27 Mart 2012 Salı

Tadını Çıkarın

Sahip olduğunuz çok şey var aslında. Sıralayacak veya yazacak olursak, sahip olduklarınıza rağmen hala bazı şeylerden şikayet ettiğiniz için kendinizden nefret etmenizi sağlayacak kadar çok üstelik. Aslında bunu söylememem gerek, çünkü bazı şeyler için baş kaldırıp, şikayet etmek için bazı şeylerin ters gitmesine gerek yoktur, neyse siktir et. İyi bir ruh haline sahip değilim, yaklaşık 8-9 yıl önce hayat dolu bir insan olmayı bıraktım zaten. Zamanla, olduğum durumdan daha da kötüye gittiğimi hissediyordum ancak hiç bu kadar sert bir şekilde yüzleşeceğimi tahmin etmezdim. Bilemiyorum, henüz 19 gibi, daha dünyanın rüzgarıyla uçacak kadar az tecrübeye sahip olduğum halde nasıl bu kadar yoğun bıkkınlık duygularına sahip oluyorum bilmiyorum ama artık durum bu.

İnsanlar, ne kadar çok zorluklarla mücadele etseler, sorunlar yaşasalar ve birçok engelle karşılaşmış olsalar bile bir şekilde, bir yerlere tutunup ayakta kalmayı başarabiliyorlar. İstisnalar ise bu duruma dahil olmayıp, soğuk bir şekilde yok olup gidiyorlar. Ben ise bu iki kategoriye ait bile değilim. Ne bir şekilde tutunma isteğine sahibim, ne de beni ayakta tutabilecek kutsal bir enerjiye. Şayet, şu an bu bedeni taşıyarak, ruhuma eziyet ediyorsam bu hiç şüphesizdir ki ailem için. Bana karşı inanılmaz derin ve yoğun umut besleyen, güçlü ve iradeli o insanlar için. Daha önceleri, şapşal bir ruh haline sahipken ve genel olarak iyi hissederken bu şekilde düşünmüyordum. Tamamen ben odaklıydım ve son derece bencil takılıyordum. Şu an ise ailem adına yaşıyor olmam, birçok şeye son vermeme engel oluyor. Bunun ceremesinide ; bedenimin yükünü taşımak ile hükümlü olan, acınası zavallı ruhum çekiyor.
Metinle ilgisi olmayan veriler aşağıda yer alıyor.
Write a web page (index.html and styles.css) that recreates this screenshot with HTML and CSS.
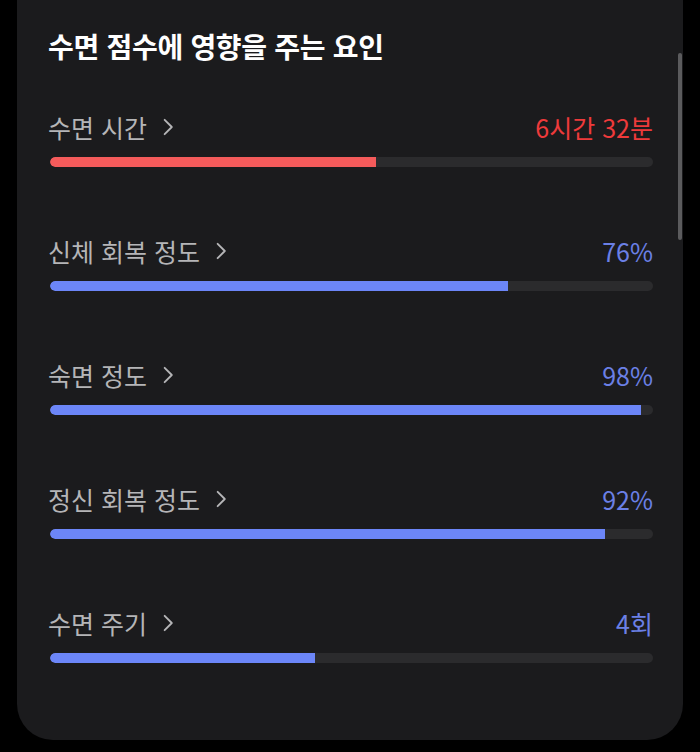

Ciddi söylüyorum, sahip olduğunuz ve kolayca yola gelen ruh hallerinizin güzelliklerini yaşayın. Elbette ki her insanın kendisine ait ve şahsına ağır gelen büyükçe problemleri vardır, bunu görmezden gelemem. Ancak bir o kadar da avantajı var bir çoğunuzun. Kendimden örnek vereyim, hayatım boyunca hiç sarhoş olmadım, olamadım. Çünkü hiçbir zaman o gevşekliği yaşamamam gerekiyor. Hiçbir zaman içimden geçenleri, söylemek istediğim tonlarca şeyi rahatlıkla söyleyebilecek söz hakkında sahip olamayacağım biliyorum. Bunu bildiğim içinde, nasıl bir ortama girersem gireyim, iki bardak sonrasına gitmiyorum. Söylememem gerekiyor çünkü. Yasak. Sınırlı yaşıyorum bir nevi. İnsanların sorunlarını dinleyip, yardımcı olabildiğimi her düşündüğümde bu açığımı kapattığımı düşünüyorum ama yanılıyorum. Hiçbir zaman, varolduğundan alt bir seviyeye inmiyor o söz konusu olan boşluk.

Sonra ki söyleyeceğimi düşünmeden edemiyorum. Sürekli bir otokontrol, sürekli bir dikkat, disiplin ve tedbir içerisindeyim. Şu an hakkımda kimin ne düşündüğünü umursayamayacak kadar yoğun bir zihne sahibim. Devlet sırları saklamıyorum, büyük bir bilgiye sahip değilim ama evet, birkaç kişi için hayati önem içeren durumlara yataklık yapıyor zihnim. Yapmak zorunda, çünkü bu şekilde bir sınava tâbi tutuluyorum. Ya da adını bilmediğim bambaşka bir bok.